Goal of the exercise - The exercise asks you to copy every line below in which "this" appears.

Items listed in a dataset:
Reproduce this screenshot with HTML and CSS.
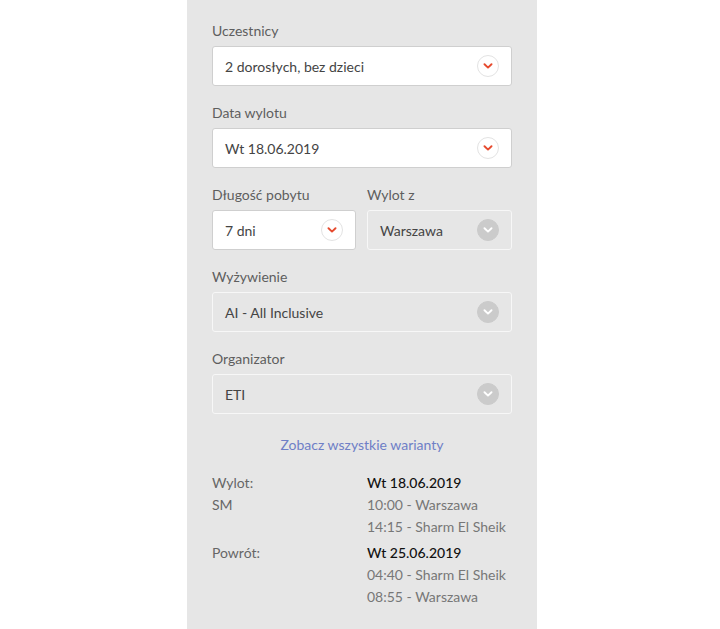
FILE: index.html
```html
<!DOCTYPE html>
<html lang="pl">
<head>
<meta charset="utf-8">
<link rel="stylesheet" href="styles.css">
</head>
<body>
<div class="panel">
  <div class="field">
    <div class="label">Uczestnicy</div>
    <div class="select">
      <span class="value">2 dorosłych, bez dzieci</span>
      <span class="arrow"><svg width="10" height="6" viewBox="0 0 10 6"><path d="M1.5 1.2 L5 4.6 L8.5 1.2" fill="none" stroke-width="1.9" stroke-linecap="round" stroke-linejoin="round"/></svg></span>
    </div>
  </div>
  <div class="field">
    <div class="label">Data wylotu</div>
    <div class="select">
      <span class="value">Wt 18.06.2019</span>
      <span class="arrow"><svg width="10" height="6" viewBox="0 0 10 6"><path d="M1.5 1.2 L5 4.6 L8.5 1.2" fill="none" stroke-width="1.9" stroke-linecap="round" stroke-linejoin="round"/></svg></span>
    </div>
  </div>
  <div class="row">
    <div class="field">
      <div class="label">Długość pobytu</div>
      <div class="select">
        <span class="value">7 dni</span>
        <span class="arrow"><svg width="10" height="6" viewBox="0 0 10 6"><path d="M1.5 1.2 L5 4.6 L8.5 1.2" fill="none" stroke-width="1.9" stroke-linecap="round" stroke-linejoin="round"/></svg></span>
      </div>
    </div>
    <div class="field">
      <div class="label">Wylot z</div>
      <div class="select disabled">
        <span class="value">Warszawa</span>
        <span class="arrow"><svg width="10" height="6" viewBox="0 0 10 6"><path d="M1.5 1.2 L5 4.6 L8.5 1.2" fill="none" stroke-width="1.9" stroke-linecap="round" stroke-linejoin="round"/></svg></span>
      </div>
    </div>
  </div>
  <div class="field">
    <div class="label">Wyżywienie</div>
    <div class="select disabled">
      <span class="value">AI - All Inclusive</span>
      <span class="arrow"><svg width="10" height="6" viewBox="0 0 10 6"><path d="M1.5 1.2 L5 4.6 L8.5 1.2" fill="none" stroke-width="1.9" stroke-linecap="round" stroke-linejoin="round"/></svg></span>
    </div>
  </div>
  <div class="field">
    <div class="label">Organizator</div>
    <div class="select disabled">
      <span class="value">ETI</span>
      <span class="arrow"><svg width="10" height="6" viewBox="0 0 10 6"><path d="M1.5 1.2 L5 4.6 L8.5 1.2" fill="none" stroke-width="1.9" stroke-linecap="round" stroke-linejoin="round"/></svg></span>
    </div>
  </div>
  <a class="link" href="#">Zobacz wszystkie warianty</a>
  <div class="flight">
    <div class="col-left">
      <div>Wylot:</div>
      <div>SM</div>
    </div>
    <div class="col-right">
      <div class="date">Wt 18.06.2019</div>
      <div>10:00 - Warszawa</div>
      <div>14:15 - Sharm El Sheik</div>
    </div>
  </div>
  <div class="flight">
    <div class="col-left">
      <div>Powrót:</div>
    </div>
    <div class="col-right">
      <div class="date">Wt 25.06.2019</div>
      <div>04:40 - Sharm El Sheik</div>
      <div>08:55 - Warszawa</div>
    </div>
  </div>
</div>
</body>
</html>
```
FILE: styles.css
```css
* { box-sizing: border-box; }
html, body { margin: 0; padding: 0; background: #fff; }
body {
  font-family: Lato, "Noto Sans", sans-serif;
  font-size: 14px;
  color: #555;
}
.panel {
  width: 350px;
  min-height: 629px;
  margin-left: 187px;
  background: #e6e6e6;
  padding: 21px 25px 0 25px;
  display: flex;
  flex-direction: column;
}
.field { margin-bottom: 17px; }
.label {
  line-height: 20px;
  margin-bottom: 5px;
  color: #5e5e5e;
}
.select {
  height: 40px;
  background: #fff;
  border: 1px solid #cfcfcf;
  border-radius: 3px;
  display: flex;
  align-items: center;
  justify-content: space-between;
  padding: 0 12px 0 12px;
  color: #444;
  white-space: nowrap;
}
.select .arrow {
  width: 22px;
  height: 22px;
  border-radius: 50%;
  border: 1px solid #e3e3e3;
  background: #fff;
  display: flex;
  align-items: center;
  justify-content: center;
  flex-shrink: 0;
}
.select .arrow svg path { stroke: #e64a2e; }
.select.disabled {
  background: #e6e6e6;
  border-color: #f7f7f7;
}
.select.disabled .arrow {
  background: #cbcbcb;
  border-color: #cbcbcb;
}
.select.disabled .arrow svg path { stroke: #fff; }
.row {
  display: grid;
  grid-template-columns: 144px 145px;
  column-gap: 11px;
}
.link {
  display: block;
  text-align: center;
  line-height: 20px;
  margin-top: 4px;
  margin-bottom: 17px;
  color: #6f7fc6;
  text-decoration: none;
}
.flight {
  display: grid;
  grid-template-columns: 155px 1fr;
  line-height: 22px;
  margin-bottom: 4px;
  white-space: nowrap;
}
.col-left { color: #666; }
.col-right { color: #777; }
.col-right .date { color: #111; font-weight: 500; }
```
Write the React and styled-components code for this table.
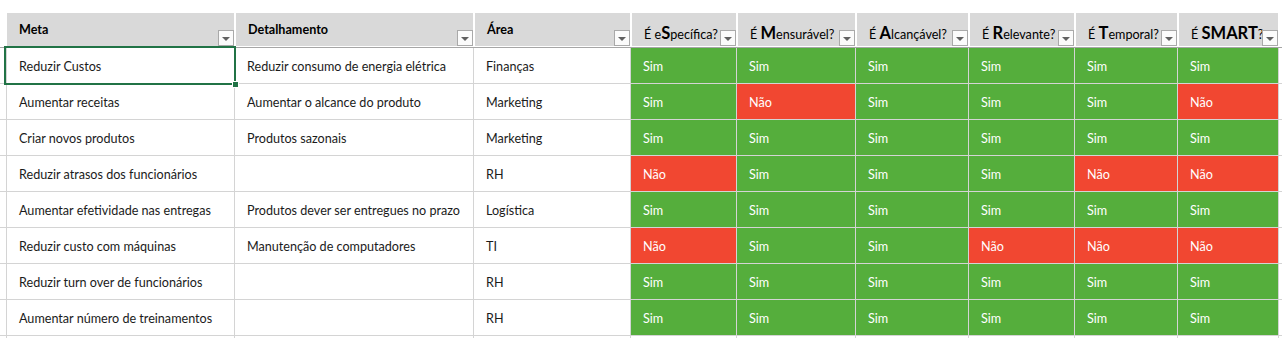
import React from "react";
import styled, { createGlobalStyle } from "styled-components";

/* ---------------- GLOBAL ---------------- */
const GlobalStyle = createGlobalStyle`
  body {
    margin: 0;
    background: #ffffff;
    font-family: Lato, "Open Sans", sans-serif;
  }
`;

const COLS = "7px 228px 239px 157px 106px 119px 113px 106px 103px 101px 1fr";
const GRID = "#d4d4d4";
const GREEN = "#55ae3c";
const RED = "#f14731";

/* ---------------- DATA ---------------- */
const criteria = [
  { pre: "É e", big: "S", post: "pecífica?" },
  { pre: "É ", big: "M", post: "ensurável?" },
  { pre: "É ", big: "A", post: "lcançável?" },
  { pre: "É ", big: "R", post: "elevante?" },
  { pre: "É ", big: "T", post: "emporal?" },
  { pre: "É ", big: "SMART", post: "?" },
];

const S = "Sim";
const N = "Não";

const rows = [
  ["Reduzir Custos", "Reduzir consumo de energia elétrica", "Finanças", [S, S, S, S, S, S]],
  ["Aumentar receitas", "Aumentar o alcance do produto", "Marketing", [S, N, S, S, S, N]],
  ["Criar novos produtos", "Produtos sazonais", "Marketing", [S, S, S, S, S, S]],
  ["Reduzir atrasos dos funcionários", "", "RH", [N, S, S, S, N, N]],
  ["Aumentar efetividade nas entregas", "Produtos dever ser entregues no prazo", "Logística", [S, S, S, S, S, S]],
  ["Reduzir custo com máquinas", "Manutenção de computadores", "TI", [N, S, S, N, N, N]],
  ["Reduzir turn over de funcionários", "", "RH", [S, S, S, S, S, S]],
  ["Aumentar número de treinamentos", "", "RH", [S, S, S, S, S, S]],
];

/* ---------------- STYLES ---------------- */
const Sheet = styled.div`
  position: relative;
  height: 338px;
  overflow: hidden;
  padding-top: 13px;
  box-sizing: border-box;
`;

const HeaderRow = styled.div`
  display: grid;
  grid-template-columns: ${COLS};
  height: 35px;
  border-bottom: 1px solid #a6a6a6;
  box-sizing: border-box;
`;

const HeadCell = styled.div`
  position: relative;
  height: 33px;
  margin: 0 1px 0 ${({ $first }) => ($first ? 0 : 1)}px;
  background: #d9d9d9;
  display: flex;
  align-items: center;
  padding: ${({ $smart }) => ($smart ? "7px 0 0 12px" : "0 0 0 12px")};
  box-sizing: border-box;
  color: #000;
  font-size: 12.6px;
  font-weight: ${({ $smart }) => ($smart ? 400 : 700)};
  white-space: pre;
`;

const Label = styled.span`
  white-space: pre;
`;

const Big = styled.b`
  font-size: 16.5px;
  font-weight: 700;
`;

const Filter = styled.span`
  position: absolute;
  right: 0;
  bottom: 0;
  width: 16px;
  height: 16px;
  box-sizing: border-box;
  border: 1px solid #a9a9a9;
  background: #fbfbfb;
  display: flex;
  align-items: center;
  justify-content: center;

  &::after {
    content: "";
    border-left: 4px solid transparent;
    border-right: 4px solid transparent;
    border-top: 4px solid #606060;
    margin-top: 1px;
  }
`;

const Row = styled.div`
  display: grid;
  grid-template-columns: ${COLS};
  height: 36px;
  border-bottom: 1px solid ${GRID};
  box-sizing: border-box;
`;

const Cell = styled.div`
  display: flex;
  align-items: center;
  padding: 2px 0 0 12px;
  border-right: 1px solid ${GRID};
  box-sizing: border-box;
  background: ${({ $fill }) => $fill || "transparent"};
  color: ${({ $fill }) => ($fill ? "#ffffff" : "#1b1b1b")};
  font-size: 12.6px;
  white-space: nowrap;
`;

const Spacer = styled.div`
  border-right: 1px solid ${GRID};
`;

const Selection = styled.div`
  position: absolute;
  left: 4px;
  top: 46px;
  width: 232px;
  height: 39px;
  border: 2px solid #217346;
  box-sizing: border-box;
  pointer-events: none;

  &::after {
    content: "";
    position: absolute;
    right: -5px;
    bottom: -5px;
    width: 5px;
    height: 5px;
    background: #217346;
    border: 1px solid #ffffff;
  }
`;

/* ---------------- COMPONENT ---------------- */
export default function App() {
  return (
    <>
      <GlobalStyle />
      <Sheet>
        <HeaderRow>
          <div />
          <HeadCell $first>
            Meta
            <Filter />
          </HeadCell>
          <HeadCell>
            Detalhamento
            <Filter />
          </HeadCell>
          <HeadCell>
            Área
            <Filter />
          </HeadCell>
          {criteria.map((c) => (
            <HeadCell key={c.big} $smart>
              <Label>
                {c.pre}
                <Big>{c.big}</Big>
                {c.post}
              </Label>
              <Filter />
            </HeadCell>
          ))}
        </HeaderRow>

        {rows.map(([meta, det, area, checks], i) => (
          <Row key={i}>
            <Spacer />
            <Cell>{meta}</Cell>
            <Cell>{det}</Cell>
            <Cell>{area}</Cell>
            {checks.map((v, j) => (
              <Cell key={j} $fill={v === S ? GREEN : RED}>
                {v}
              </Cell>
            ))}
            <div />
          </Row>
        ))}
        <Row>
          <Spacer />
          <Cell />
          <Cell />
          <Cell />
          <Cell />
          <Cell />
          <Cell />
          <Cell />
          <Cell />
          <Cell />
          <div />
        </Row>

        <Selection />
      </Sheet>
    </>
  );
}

Result of the task -
Reproduce this screenshot with HTML and CSS.
Write the React and styled-components code for this table.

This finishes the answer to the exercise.